181st Street Ice Palace
- Interactive map of 181st Street Ice Palace
- Location: 500 W. 181st Street Manhattan, NY, 10033
- Coordinates: 40°50′53″N 73°55′53″W﻿ / ﻿40.84818°N 73.93131°W

Construction
- Opened: 1917
- Closed: After 1925

Tenant
- Columbia Lions men's ice hockey (1920–1923)

= 181st Street Ice Palace =

Former ice rink in New York City

The 181st Street Ice Palace in Manhattan, New York was an indoor, artificial ice rink. The venue was used for a variety of ice-related activities but was primarily a figure skating and speed skating rink.

==History==
Sometime prior to the United States' entry into World War I, a new ice rink opened in Manhattan. Initially it was a big success, however, during the summer of 1917 the price of artificial ice was fixed at $4.40 a ton (approximately $111 in 2022) and the rink was forced to close as an unnecessary luxury.

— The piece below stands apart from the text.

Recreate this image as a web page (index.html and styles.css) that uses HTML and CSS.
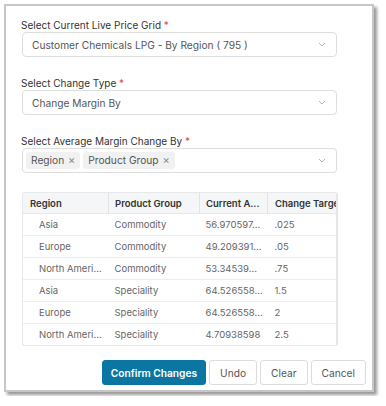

The rink reopened shortly after the end of the war and became the home for Joe Moore, who would go on to compete in the first winter Olympiad in 1924.

For a few years, the rink also served as a home for the Columbia Lions men's ice hockey. While the rink was not designed with ice hockey in mind, the team used the rink for three seasons before they decided the arrangement was untenable and suspended operations until a better venue could be found.